▸ Work to do: Give back the full listing, character for character, with no pictures.

# start of Data extract

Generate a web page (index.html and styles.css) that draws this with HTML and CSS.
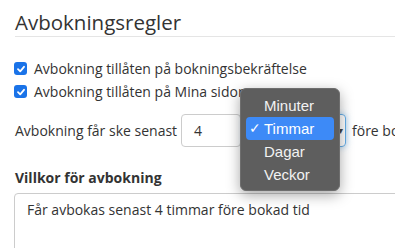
FILE: index.html
```html
<!DOCTYPE html>
<html lang="sv">
<head>
<meta charset="utf-8">
<link rel="stylesheet" href="styles.css">
</head>
<body>
<div class="page">
  <h2 class="title">Avbokningsregler</h2>
  <label class="check"><span class="box"><svg width="10" height="10" viewBox="0 0 10 10"><path d="M2 5.2 L4.2 7.3 L8 2.8" fill="none" stroke="#fff" stroke-width="1.8" stroke-linecap="round" stroke-linejoin="round"/></svg></span>Avbokning tillåten på bokningsbekräftelse</label>
  <label class="check"><span class="box"><svg width="10" height="10" viewBox="0 0 10 10"><path d="M2 5.2 L4.2 7.3 L8 2.8" fill="none" stroke="#fff" stroke-width="1.8" stroke-linecap="round" stroke-linejoin="round"/></svg></span>Avbokning tillåten på Mina sidor</label>
  <div class="row">
    <span class="lbl">Avbokning får ske senast</span>
    <div class="num">4</div>
    <div class="sel"><span class="chev">&#x25BE;</span></div>
    <span class="after">före bokad tid</span>
    <div class="menu">
      <div class="opt">Minuter</div>
      <div class="opt active"><span class="tick">✓</span>Timmar</div>
      <div class="opt">Dagar</div>
      <div class="opt">Veckor</div>
    </div>
  </div>
  <div class="subhead">Villkor för avbokning</div>
  <div class="area">Får avbokas senast 4 timmar före bokad tid</div>
</div>
</body>
</html>
```
FILE: styles.css
```css
html, body { margin: 0; padding: 0; background: #fff; overflow: hidden; }
body { width: 395px; height: 248px; font-family: "Open Sans", sans-serif; color: #333; }
.page { padding: 0 0 0 15px; }
.title {
  margin: 0;
  padding-top: 8px;
  height: 28px;
  font-size: 20.5px;
  font-weight: 400;
  line-height: 28px;
  color: #333;
  border-bottom: 1px solid #e5e5e5;
  white-space: nowrap;
}
.check {
  display: flex;
  align-items: center;
  height: 23px;
  font-size: 14px;
  white-space: nowrap;
  margin-left: -1px;
}
.check:first-of-type { margin-top: 20px; }
.box {
  flex-shrink: 0;
  width: 13px; height: 13px;
  background: #1a73e8;
  border-radius: 3px;
  display: inline-flex;
  align-items: center;
  justify-content: center;
  margin-right: 7px;
}
.box svg { display: block; }
.row {
  position: relative;
  display: flex;
  align-items: center;
  margin-top: 11px;
  height: 33px;
  font-size: 14px;
  white-space: nowrap;
}
.row > * { flex-shrink: 0; }
.lbl { width: 166px; }
.num {
  box-sizing: border-box;
  width: 60px; height: 33px;
  border: 1px solid #ccc;
  border-radius: 4px;
  padding-left: 12px;
  line-height: 31px;
}
.sel {
  box-sizing: border-box;
  margin-left: 3px;
  width: 102px; height: 33px;
  border: 1px solid #66afe9;
  border-radius: 4px;
  box-shadow: 0 0 6px rgba(102,175,233,0.6);
  position: relative;
}
.chev {
  position: absolute;
  right: 2px; top: 8px;
  font-size: 10px;
  color: #444;
}
.after { margin-left: 6px; }
.menu {
  position: absolute;
  left: 225px; top: -26px;
  width: 100px;
  box-sizing: border-box;
  padding: 5px 5px 4px;
  background: #5e5e5e;
  border: 1px solid #6e6e6e;
  border-radius: 6px;
  box-shadow: 0 4px 14px rgba(0,0,0,0.35);
  font-family: "Helvetica Neue", "Liberation Sans", Arial, sans-serif;
  font-size: 15px;
  color: #f2f2f2;
}
.opt {
  height: 23px;
  line-height: 23px;
  padding-left: 18px;
  position: relative;
  border-radius: 4px;
}
.opt.active { background: #3d8af7; color: #fff; }
.tick { position: absolute; left: 3px; top: 0; font-size: 14px; }
.subhead {
  margin-top: 21px;
  font-size: 14px;
  font-weight: 700;
  height: 20px;
  line-height: 20px;
}
.area {
  box-sizing: border-box;
  margin-top: 5px;
  margin-left: -1px;
  width: 400px;
  height: 70px;
  border: 1px solid #ccc;
  border-radius: 4px;
  padding: 6px 12px;
  font-size: 14px;
  line-height: 20px;
  white-space: nowrap;
}
```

# end of Data extract

▸ Output of the exercise:
Generate a web page (index.html and styles.css) that draws this with HTML and CSS.
FILE: index.html
```html
<!DOCTYPE html>
<html lang="sv">
<head>
<meta charset="utf-8">
<link rel="stylesheet" href="styles.css">
</head>
<body>
<div class="page">
  <h2 class="title">Avbokningsregler</h2>
  <label class="check"><span class="box"><svg width="10" height="10" viewBox="0 0 10 10"><path d="M2 5.2 L4.2 7.3 L8 2.8" fill="none" stroke="#fff" stroke-width="1.8" stroke-linecap="round" stroke-linejoin="round"/></svg></span>Avbokning tillåten på bokningsbekräftelse</label>
  <label class="check"><span class="box"><svg width="10" height="10" viewBox="0 0 10 10"><path d="M2 5.2 L4.2 7.3 L8 2.8" fill="none" stroke="#fff" stroke-width="1.8" stroke-linecap="round" stroke-linejoin="round"/></svg></span>Avbokning tillåten på Mina sidor</label>
  <div class="row">
    <span class="lbl">Avbokning får ske senast</span>
    <div class="num">4</div>
    <div class="sel"><span class="chev">&#x25BE;</span></div>
    <span class="after">före bokad tid</span>
    <div class="menu">
      <div class="opt">Minuter</div>
      <div class="opt active"><span class="tick">✓</span>Timmar</div>
      <div class="opt">Dagar</div>
      <div class="opt">Veckor</div>
    </div>
  </div>
  <div class="subhead">Villkor för avbokning</div>
  <div class="area">Får avbokas senast 4 timmar före bokad tid</div>
</div>
</body>
</html>
```
FILE: styles.css
```css
html, body { margin: 0; padding: 0; background: #fff; overflow: hidden; }
body { width: 395px; height: 248px; font-family: "Open Sans", sans-serif; color: #333; }
.page { padding: 0 0 0 15px; }
.title {
  margin: 0;
  padding-top: 8px;
  height: 28px;
  font-size: 20.5px;
  font-weight: 400;
  line-height: 28px;
  color: #333;
  border-bottom: 1px solid #e5e5e5;
  white-space: nowrap;
}
.check {
  display: flex;
  align-items: center;
  height: 23px;
  font-size: 14px;
  white-space: nowrap;
  margin-left: -1px;
}
.check:first-of-type { margin-top: 20px; }
.box {
  flex-shrink: 0;
  width: 13px; height: 13px;
  background: #1a73e8;
  border-radius: 3px;
  display: inline-flex;
  align-items: center;
  justify-content: center;
  margin-right: 7px;
}
.box svg { display: block; }
.row {
  position: relative;
  display: flex;
  align-items: center;
  margin-top: 11px;
  height: 33px;
  font-size: 14px;
  white-space: nowrap;
}
.row > * { flex-shrink: 0; }
.lbl { width: 166px; }
.num {
  box-sizing: border-box;
  width: 60px; height: 33px;
  border: 1px solid #ccc;
  border-radius: 4px;
  padding-left: 12px;
  line-height: 31px;
}
.sel {
  box-sizing: border-box;
  margin-left: 3px;
  width: 102px; height: 33px;
  border: 1px solid #66afe9;
  border-radius: 4px;
  box-shadow: 0 0 6px rgba(102,175,233,0.6);
  position: relative;
}
.chev {
  position: absolute;
  right: 2px; top: 8px;
  font-size: 10px;
  color: #444;
}
.after { margin-left: 6px; }
.menu {
  position: absolute;
  left: 225px; top: -26px;
  width: 100px;
  box-sizing: border-box;
  padding: 5px 5px 4px;
  background: #5e5e5e;
  border: 1px solid #6e6e6e;
  border-radius: 6px;
  box-shadow: 0 4px 14px rgba(0,0,0,0.35);
  font-family: "Helvetica Neue", "Liberation Sans", Arial, sans-serif;
  font-size: 15px;
  color: #f2f2f2;
}
.opt {
  height: 23px;
  line-height: 23px;
  padding-left: 18px;
  position: relative;
  border-radius: 4px;
}
.opt.active { background: #3d8af7; color: #fff; }
.tick { position: absolute; left: 3px; top: 0; font-size: 14px; }
.subhead {
  margin-top: 21px;
  font-size: 14px;
  font-weight: 700;
  height: 20px;
  line-height: 20px;
}
.area {
  box-sizing: border-box;
  margin-top: 5px;
  margin-left: -1px;
  width: 400px;
  height: 70px;
  border: 1px solid #ccc;
  border-radius: 4px;
  padding: 6px 12px;
  font-size: 14px;
  line-height: 20px;
  white-space: nowrap;
}
```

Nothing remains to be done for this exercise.